» **WHAT TO WORK ON**
Repeat the data that follows, word for word, without the images.

# START OF RECORDED DATA

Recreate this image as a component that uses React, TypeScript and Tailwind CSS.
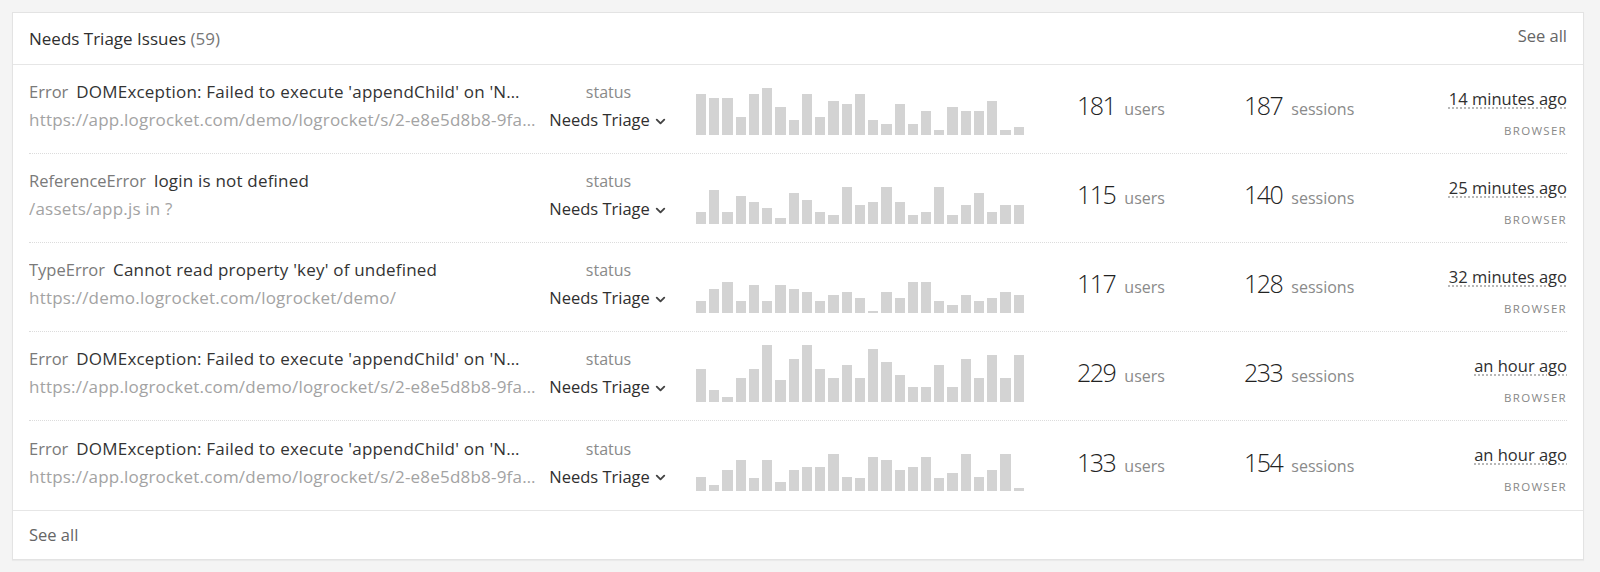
import { ChevronDown } from 'lucide-react';

type Issue = {
  kind: string;
  message: string;
  source: string;
  users: number;
  sessions: number;
  time: string;
  bars: number[];
};

const issues: Issue[] = [
  {
    kind: 'Error',
    message: "DOMException: Failed to execute 'appendChild' on 'N…",
    source: 'https://app.logrocket.com/demo/logrocket/s/2-e8e5d8b8-9fa…',
    users: 181,
    sessions: 187,
    time: '14 minutes ago',
    bars: [41, 37, 37, 18, 41, 47, 28, 15, 41, 18, 34, 31, 41, 15, 11, 31, 11, 24, 5, 28, 24, 24, 34, 5, 8],
  },
  {
    kind: 'ReferenceError',
    message: 'login is not defined',
    source: '/assets/app.js in ?',
    users: 115,
    sessions: 140,
    time: '25 minutes ago',
    bars: [12, 34, 12, 28, 22, 16, 6, 31, 24, 12, 9, 37, 19, 22, 37, 22, 9, 12, 37, 9, 19, 31, 12, 19, 19],
  },
  {
    kind: 'TypeError',
    message: "Cannot read property 'key' of undefined",
    source: 'https://demo.logrocket.com/logrocket/demo/',
    users: 117,
    sessions: 128,
    time: '32 minutes ago',
    bars: [12, 24, 31, 12, 28, 12, 28, 24, 21, 12, 18, 21, 15, 2, 21, 15, 31, 31, 12, 8, 18, 12, 15, 21, 18],
  },
  {
    kind: 'Error',
    message: "DOMException: Failed to execute 'appendChild' on 'N…",
    source: 'https://app.logrocket.com/demo/logrocket/s/2-e8e5d8b8-9fa…',
    users: 229,
    sessions: 233,
    time: 'an hour ago',
    bars: [33, 12, 5, 24, 33, 57, 22, 43, 57, 33, 24, 37, 24, 53, 40, 27, 15, 15, 37, 15, 43, 24, 47, 24, 47],
  },
  {
    kind: 'Error',
    message: "DOMException: Failed to execute 'appendChild' on 'N…",
    source: 'https://app.logrocket.com/demo/logrocket/s/2-e8e5d8b8-9fa…',
    users: 133,
    sessions: 154,
    time: 'an hour ago',
    bars: [14, 6, 21, 31, 13, 31, 9, 21, 24, 24, 37, 14, 13, 34, 31, 21, 24, 34, 13, 18, 37, 14, 21, 37, 3],
  },
];

function Sparkline({ bars }: { bars: number[] }) {
  return (
    <div className="flex items-end gap-[3px] w-[328px] h-[57px] ml-[20px] shrink-0">
      {bars.map((h, i) => (
        <div key={i} className="flex-1 bg-[#d3d3d3]" style={{ height: `${h}px` }} />
      ))}
    </div>
  );
}

function IssueRow({ issue }: { issue: Issue }) {
  return (
    <div className="flex items-center h-[89px] pb-[6px] border-b border-dotted border-[#dcdcdc] last:border-b-0">
      {/* message + source */}
      <div className="w-[512px] shrink-0 overflow-hidden whitespace-nowrap leading-[28px]">
        <div>
          <span className="text-[16.5px] text-[#7a7a7a]">{issue.kind}</span>
          <span className="ml-[8px] text-[17px] tracking-[0.2px] text-[#333]">{issue.message}</span>
        </div>
        <div className="text-[17px] tracking-[0.2px] text-[#a3a3a3]">{issue.source}</div>
      </div>

      {/* status */}
      <div className="w-[135px] shrink-0 text-center leading-[28px]">
        <div className="text-[16px] text-[#8a8a8a]">status</div>
        <div className="flex items-center justify-center gap-[3px] text-[16.5px] text-[#2f2f2f]">
          Needs Triage
          <ChevronDown size={15} strokeWidth={3} className="text-[#444] mt-[2px]" />
        </div>
      </div>

      <Sparkline bars={issue.bars} />

      {/* users */}
      <div className="ml-[53px] w-[167px] shrink-0 flex items-baseline gap-[9px]">
        <span className="text-[25px] text-[#222] font-light tracking-[-1.5px]">{issue.users}</span>
        <span className="text-[16px] text-[#8a8a8a]">users</span>
      </div>

      {/* sessions */}
      <div className="flex-1 flex items-baseline gap-[9px]">
        <span className="text-[25px] text-[#222] font-light tracking-[-1.5px]">{issue.sessions}</span>
        <span className="text-[16px] text-[#8a8a8a]">sessions</span>
      </div>

      {/* time */}
      <div className="mt-[14px] flex flex-col items-end">
        <span className="text-[16.5px] leading-[20px] text-[#2f2f2f] underline decoration-dotted decoration-[#aaa] underline-offset-[3px]">
          {issue.time}
        </span>
        <span className="mt-[15px] text-[11.5px] leading-[14px] tracking-[1.3px] text-[#888]">BROWSER</span>
      </div>
    </div>
  );
}

export default function App() {
  return (
    <div className="min-h-screen bg-[#f4f4f4] pt-3 pb-3 pl-3 pr-4 font-['Open_Sans',sans-serif]">
      <div className="bg-white border border-[#e3e3e3] shadow-[0_1px_1px_rgba(0,0,0,0.04)]">
        <div className="h-[52px] px-4 flex items-center justify-between border-b border-[#e6e6e6]">
          <div className="text-[17px] text-[#2f2f2f]">
            Needs Triage Issues <span className="text-[#777]">(59)</span>
          </div>
          <span className="text-[16.5px] text-[#666] -mt-[4px]">See all</span>
        </div>

        <div className="px-4">
          {issues.map((issue, i) => (
            <IssueRow key={i} issue={issue} />
          ))}
        </div>

        <div className="h-[49px] px-4 flex items-center border-t border-[#e6e6e6]">
          <span className="text-[16.5px] text-[#666]">See all</span>
        </div>
      </div>
    </div>
  );
}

# END OF RECORDED DATA

» **OUTPUT FOR THIS TASK**
Recreate this image as a component that uses React, TypeScript and Tailwind CSS.
import { ChevronDown } from 'lucide-react';

type Issue = {
  kind: string;
  message: string;
  source: string;
  users: number;
  sessions: number;
  time: string;
  bars: number[];
};

const issues: Issue[] = [
  {
    kind: 'Error',
    message: "DOMException: Failed to execute 'appendChild' on 'N…",
    source: 'https://app.logrocket.com/demo/logrocket/s/2-e8e5d8b8-9fa…',
    users: 181,
    sessions: 187,
    time: '14 minutes ago',
    bars: [41, 37, 37, 18, 41, 47, 28, 15, 41, 18, 34, 31, 41, 15, 11, 31, 11, 24, 5, 28, 24, 24, 34, 5, 8],
  },
  {
    kind: 'ReferenceError',
    message: 'login is not defined',
    source: '/assets/app.js in ?',
    users: 115,
    sessions: 140,
    time: '25 minutes ago',
    bars: [12, 34, 12, 28, 22, 16, 6, 31, 24, 12, 9, 37, 19, 22, 37, 22, 9, 12, 37, 9, 19, 31, 12, 19, 19],
  },
  {
    kind: 'TypeError',
    message: "Cannot read property 'key' of undefined",
    source: 'https://demo.logrocket.com/logrocket/demo/',
    users: 117,
    sessions: 128,
    time: '32 minutes ago',
    bars: [12, 24, 31, 12, 28, 12, 28, 24, 21, 12, 18, 21, 15, 2, 21, 15, 31, 31, 12, 8, 18, 12, 15, 21, 18],
  },
  {
    kind: 'Error',
    message: "DOMException: Failed to execute 'appendChild' on 'N…",
    source: 'https://app.logrocket.com/demo/logrocket/s/2-e8e5d8b8-9fa…',
    users: 229,
    sessions: 233,
    time: 'an hour ago',
    bars: [33, 12, 5, 24, 33, 57, 22, 43, 57, 33, 24, 37, 24, 53, 40, 27, 15, 15, 37, 15, 43, 24, 47, 24, 47],
  },
  {
    kind: 'Error',
    message: "DOMException: Failed to execute 'appendChild' on 'N…",
    source: 'https://app.logrocket.com/demo/logrocket/s/2-e8e5d8b8-9fa…',
    users: 133,
    sessions: 154,
    time: 'an hour ago',
    bars: [14, 6, 21, 31, 13, 31, 9, 21, 24, 24, 37, 14, 13, 34, 31, 21, 24, 34, 13, 18, 37, 14, 21, 37, 3],
  },
];

function Sparkline({ bars }: { bars: number[] }) {
  return (
    <div className="flex items-end gap-[3px] w-[328px] h-[57px] ml-[20px] shrink-0">
      {bars.map((h, i) => (
        <div key={i} className="flex-1 bg-[#d3d3d3]" style={{ height: `${h}px` }} />
      ))}
    </div>
  );
}

function IssueRow({ issue }: { issue: Issue }) {
  return (
    <div className="flex items-center h-[89px] pb-[6px] border-b border-dotted border-[#dcdcdc] last:border-b-0">
      {/* message + source */}
      <div className="w-[512px] shrink-0 overflow-hidden whitespace-nowrap leading-[28px]">
        <div>
          <span className="text-[16.5px] text-[#7a7a7a]">{issue.kind}</span>
          <span className="ml-[8px] text-[17px] tracking-[0.2px] text-[#333]">{issue.message}</span>
        </div>
        <div className="text-[17px] tracking-[0.2px] text-[#a3a3a3]">{issue.source}</div>
      </div>

      {/* status */}
      <div className="w-[135px] shrink-0 text-center leading-[28px]">
        <div className="text-[16px] text-[#8a8a8a]">status</div>
        <div className="flex items-center justify-center gap-[3px] text-[16.5px] text-[#2f2f2f]">
          Needs Triage
          <ChevronDown size={15} strokeWidth={3} className="text-[#444] mt-[2px]" />
        </div>
      </div>

      <Sparkline bars={issue.bars} />

      {/* users */}
      <div className="ml-[53px] w-[167px] shrink-0 flex items-baseline gap-[9px]">
        <span className="text-[25px] text-[#222] font-light tracking-[-1.5px]">{issue.users}</span>
        <span className="text-[16px] text-[#8a8a8a]">users</span>
      </div>

      {/* sessions */}
      <div className="flex-1 flex items-baseline gap-[9px]">
        <span className="text-[25px] text-[#222] font-light tracking-[-1.5px]">{issue.sessions}</span>
        <span className="text-[16px] text-[#8a8a8a]">sessions</span>
      </div>

      {/* time */}
      <div className="mt-[14px] flex flex-col items-end">
        <span className="text-[16.5px] leading-[20px] text-[#2f2f2f] underline decoration-dotted decoration-[#aaa] underline-offset-[3px]">
          {issue.time}
        </span>
        <span className="mt-[15px] text-[11.5px] leading-[14px] tracking-[1.3px] text-[#888]">BROWSER</span>
      </div>
    </div>
  );
}

export default function App() {
  return (
    <div className="min-h-screen bg-[#f4f4f4] pt-3 pb-3 pl-3 pr-4 font-['Open_Sans',sans-serif]">
      <div className="bg-white border border-[#e3e3e3] shadow-[0_1px_1px_rgba(0,0,0,0.04)]">
        <div className="h-[52px] px-4 flex items-center justify-between border-b border-[#e6e6e6]">
          <div className="text-[17px] text-[#2f2f2f]">
            Needs Triage Issues <span className="text-[#777]">(59)</span>
          </div>
          <span className="text-[16.5px] text-[#666] -mt-[4px]">See all</span>
        </div>

        <div className="px-4">
          {issues.map((issue, i) => (
            <IssueRow key={i} issue={issue} />
          ))}
        </div>

        <div className="h-[49px] px-4 flex items-center border-t border-[#e6e6e6]">
          <span className="text-[16.5px] text-[#666]">See all</span>
        </div>
      </div>
    </div>
  );
}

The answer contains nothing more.